> AIM OF THE TASK: Leave out the pictures, then reproduce the rest of the material exactly.

> SOURCE MATERIAL:
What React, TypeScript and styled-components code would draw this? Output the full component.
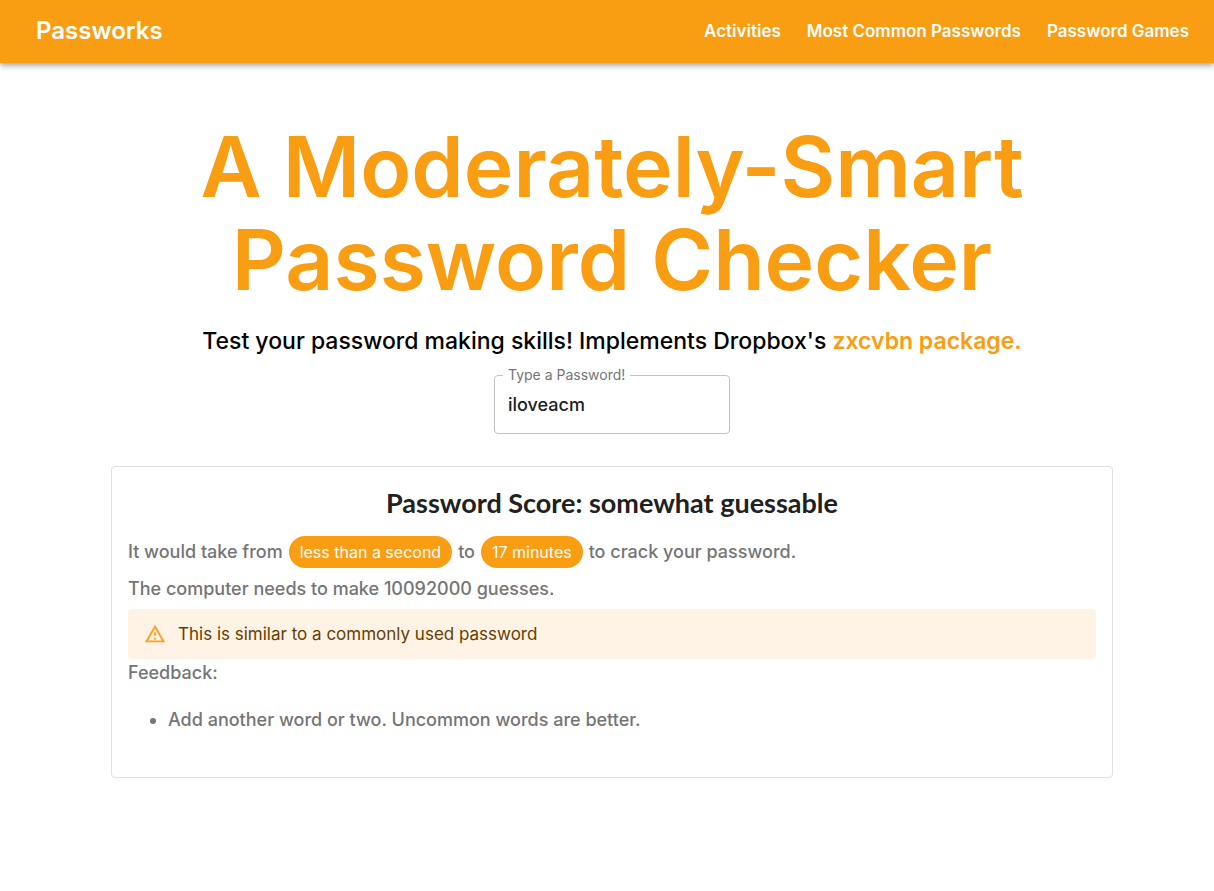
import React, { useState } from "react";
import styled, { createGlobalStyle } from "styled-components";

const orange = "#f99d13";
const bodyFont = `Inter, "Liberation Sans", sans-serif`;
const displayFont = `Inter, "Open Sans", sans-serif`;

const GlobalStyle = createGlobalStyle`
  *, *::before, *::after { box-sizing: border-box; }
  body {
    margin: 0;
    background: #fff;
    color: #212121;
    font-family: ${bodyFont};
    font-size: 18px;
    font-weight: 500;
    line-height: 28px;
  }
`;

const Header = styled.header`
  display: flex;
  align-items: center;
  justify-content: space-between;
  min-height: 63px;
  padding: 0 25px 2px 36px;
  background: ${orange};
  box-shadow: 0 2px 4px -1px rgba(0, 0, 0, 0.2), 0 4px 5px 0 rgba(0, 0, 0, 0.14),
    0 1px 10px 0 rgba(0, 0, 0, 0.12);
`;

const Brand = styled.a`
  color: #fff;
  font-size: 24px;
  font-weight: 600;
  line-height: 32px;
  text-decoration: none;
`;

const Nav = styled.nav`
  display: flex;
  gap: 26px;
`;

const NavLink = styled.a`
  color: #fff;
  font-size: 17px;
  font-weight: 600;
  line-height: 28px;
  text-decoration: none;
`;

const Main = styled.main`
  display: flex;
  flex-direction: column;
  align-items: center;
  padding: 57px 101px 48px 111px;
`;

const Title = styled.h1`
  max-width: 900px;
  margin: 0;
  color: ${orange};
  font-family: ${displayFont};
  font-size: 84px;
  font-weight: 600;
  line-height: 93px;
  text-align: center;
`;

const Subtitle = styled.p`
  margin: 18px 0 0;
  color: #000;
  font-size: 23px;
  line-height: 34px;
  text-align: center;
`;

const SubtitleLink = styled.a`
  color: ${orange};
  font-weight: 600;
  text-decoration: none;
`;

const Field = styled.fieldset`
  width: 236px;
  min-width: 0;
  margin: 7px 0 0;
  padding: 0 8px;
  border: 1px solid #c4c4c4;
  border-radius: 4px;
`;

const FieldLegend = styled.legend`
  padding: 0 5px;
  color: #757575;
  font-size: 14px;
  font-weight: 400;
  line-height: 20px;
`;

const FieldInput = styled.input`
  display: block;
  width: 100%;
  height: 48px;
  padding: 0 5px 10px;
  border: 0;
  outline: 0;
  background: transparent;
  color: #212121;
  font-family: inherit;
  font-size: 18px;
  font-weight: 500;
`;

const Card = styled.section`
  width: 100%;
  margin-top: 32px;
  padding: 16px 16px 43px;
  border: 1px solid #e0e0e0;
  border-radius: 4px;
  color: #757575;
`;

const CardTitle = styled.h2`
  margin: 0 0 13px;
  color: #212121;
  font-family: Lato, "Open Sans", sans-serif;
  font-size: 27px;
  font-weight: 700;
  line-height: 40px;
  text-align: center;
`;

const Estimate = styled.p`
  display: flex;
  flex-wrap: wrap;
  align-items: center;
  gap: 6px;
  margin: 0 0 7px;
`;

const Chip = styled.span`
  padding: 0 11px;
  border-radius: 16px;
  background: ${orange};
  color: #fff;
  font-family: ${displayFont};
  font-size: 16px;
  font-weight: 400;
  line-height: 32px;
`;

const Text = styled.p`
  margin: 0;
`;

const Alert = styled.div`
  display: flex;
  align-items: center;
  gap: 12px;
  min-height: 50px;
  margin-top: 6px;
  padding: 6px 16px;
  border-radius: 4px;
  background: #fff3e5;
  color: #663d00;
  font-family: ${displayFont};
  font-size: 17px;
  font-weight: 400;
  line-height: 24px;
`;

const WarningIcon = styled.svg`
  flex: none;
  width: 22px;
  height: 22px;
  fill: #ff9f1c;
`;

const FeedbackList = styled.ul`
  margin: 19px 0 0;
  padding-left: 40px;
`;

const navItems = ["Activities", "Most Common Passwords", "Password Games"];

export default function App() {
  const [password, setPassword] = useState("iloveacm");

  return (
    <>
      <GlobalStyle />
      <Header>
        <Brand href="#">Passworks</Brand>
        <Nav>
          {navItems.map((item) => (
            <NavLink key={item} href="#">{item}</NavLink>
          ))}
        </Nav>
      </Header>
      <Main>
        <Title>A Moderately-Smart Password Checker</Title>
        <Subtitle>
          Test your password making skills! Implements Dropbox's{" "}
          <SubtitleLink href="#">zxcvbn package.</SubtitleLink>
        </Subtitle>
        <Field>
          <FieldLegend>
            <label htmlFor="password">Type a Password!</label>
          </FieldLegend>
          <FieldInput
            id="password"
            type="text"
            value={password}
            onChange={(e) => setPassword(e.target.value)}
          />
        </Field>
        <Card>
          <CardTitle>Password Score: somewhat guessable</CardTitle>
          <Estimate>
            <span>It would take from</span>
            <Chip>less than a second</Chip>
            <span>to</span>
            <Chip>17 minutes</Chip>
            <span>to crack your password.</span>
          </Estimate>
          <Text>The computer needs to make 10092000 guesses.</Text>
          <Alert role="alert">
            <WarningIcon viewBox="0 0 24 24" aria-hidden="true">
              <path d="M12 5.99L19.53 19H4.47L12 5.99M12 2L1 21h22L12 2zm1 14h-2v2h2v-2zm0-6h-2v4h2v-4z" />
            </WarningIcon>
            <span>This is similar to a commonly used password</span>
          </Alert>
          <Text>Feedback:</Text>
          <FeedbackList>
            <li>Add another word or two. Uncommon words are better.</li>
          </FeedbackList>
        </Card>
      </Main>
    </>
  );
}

> OUTPUT FOR THIS TASK:
What React, TypeScript and styled-components code would draw this? Output the full component.
import React, { useState } from "react";
import styled, { createGlobalStyle } from "styled-components";

const orange = "#f99d13";
const bodyFont = `Inter, "Liberation Sans", sans-serif`;
const displayFont = `Inter, "Open Sans", sans-serif`;

const GlobalStyle = createGlobalStyle`
  *, *::before, *::after { box-sizing: border-box; }
  body {
    margin: 0;
    background: #fff;
    color: #212121;
    font-family: ${bodyFont};
    font-size: 18px;
    font-weight: 500;
    line-height: 28px;
  }
`;

const Header = styled.header`
  display: flex;
  align-items: center;
  justify-content: space-between;
  min-height: 63px;
  padding: 0 25px 2px 36px;
  background: ${orange};
  box-shadow: 0 2px 4px -1px rgba(0, 0, 0, 0.2), 0 4px 5px 0 rgba(0, 0, 0, 0.14),
    0 1px 10px 0 rgba(0, 0, 0, 0.12);
`;

const Brand = styled.a`
  color: #fff;
  font-size: 24px;
  font-weight: 600;
  line-height: 32px;
  text-decoration: none;
`;

const Nav = styled.nav`
  display: flex;
  gap: 26px;
`;

const NavLink = styled.a`
  color: #fff;
  font-size: 17px;
  font-weight: 600;
  line-height: 28px;
  text-decoration: none;
`;

const Main = styled.main`
  display: flex;
  flex-direction: column;
  align-items: center;
  padding: 57px 101px 48px 111px;
`;

const Title = styled.h1`
  max-width: 900px;
  margin: 0;
  color: ${orange};
  font-family: ${displayFont};
  font-size: 84px;
  font-weight: 600;
  line-height: 93px;
  text-align: center;
`;

const Subtitle = styled.p`
  margin: 18px 0 0;
  color: #000;
  font-size: 23px;
  line-height: 34px;
  text-align: center;
`;

const SubtitleLink = styled.a`
  color: ${orange};
  font-weight: 600;
  text-decoration: none;
`;

const Field = styled.fieldset`
  width: 236px;
  min-width: 0;
  margin: 7px 0 0;
  padding: 0 8px;
  border: 1px solid #c4c4c4;
  border-radius: 4px;
`;

const FieldLegend = styled.legend`
  padding: 0 5px;
  color: #757575;
  font-size: 14px;
  font-weight: 400;
  line-height: 20px;
`;

const FieldInput = styled.input`
  display: block;
  width: 100%;
  height: 48px;
  padding: 0 5px 10px;
  border: 0;
  outline: 0;
  background: transparent;
  color: #212121;
  font-family: inherit;
  font-size: 18px;
  font-weight: 500;
`;

const Card = styled.section`
  width: 100%;
  margin-top: 32px;
  padding: 16px 16px 43px;
  border: 1px solid #e0e0e0;
  border-radius: 4px;
  color: #757575;
`;

const CardTitle = styled.h2`
  margin: 0 0 13px;
  color: #212121;
  font-family: Lato, "Open Sans", sans-serif;
  font-size: 27px;
  font-weight: 700;
  line-height: 40px;
  text-align: center;
`;

const Estimate = styled.p`
  display: flex;
  flex-wrap: wrap;
  align-items: center;
  gap: 6px;
  margin: 0 0 7px;
`;

const Chip = styled.span`
  padding: 0 11px;
  border-radius: 16px;
  background: ${orange};
  color: #fff;
  font-family: ${displayFont};
  font-size: 16px;
  font-weight: 400;
  line-height: 32px;
`;

const Text = styled.p`
  margin: 0;
`;

const Alert = styled.div`
  display: flex;
  align-items: center;
  gap: 12px;
  min-height: 50px;
  margin-top: 6px;
  padding: 6px 16px;
  border-radius: 4px;
  background: #fff3e5;
  color: #663d00;
  font-family: ${displayFont};
  font-size: 17px;
  font-weight: 400;
  line-height: 24px;
`;

const WarningIcon = styled.svg`
  flex: none;
  width: 22px;
  height: 22px;
  fill: #ff9f1c;
`;

const FeedbackList = styled.ul`
  margin: 19px 0 0;
  padding-left: 40px;
`;

const navItems = ["Activities", "Most Common Passwords", "Password Games"];

export default function App() {
  const [password, setPassword] = useState("iloveacm");

  return (
    <>
      <GlobalStyle />
      <Header>
        <Brand href="#">Passworks</Brand>
        <Nav>
          {navItems.map((item) => (
            <NavLink key={item} href="#">{item}</NavLink>
          ))}
        </Nav>
      </Header>
      <Main>
        <Title>A Moderately-Smart Password Checker</Title>
        <Subtitle>
          Test your password making skills! Implements Dropbox's{" "}
          <SubtitleLink href="#">zxcvbn package.</SubtitleLink>
        </Subtitle>
        <Field>
          <FieldLegend>
            <label htmlFor="password">Type a Password!</label>
          </FieldLegend>
          <FieldInput
            id="password"
            type="text"
            value={password}
            onChange={(e) => setPassword(e.target.value)}
          />
        </Field>
        <Card>
          <CardTitle>Password Score: somewhat guessable</CardTitle>
          <Estimate>
            <span>It would take from</span>
            <Chip>less than a second</Chip>
            <span>to</span>
            <Chip>17 minutes</Chip>
            <span>to crack your password.</span>
          </Estimate>
          <Text>The computer needs to make 10092000 guesses.</Text>
          <Alert role="alert">
            <WarningIcon viewBox="0 0 24 24" aria-hidden="true">
              <path d="M12 5.99L19.53 19H4.47L12 5.99M12 2L1 21h22L12 2zm1 14h-2v2h2v-2zm0-6h-2v4h2v-4z" />
            </WarningIcon>
            <span>This is similar to a commonly used password</span>
          </Alert>
          <Text>Feedback:</Text>
          <FeedbackList>
            <li>Add another word or two. Uncommon words are better.</li>
          </FeedbackList>
        </Card>
      </Main>
    </>
  );
}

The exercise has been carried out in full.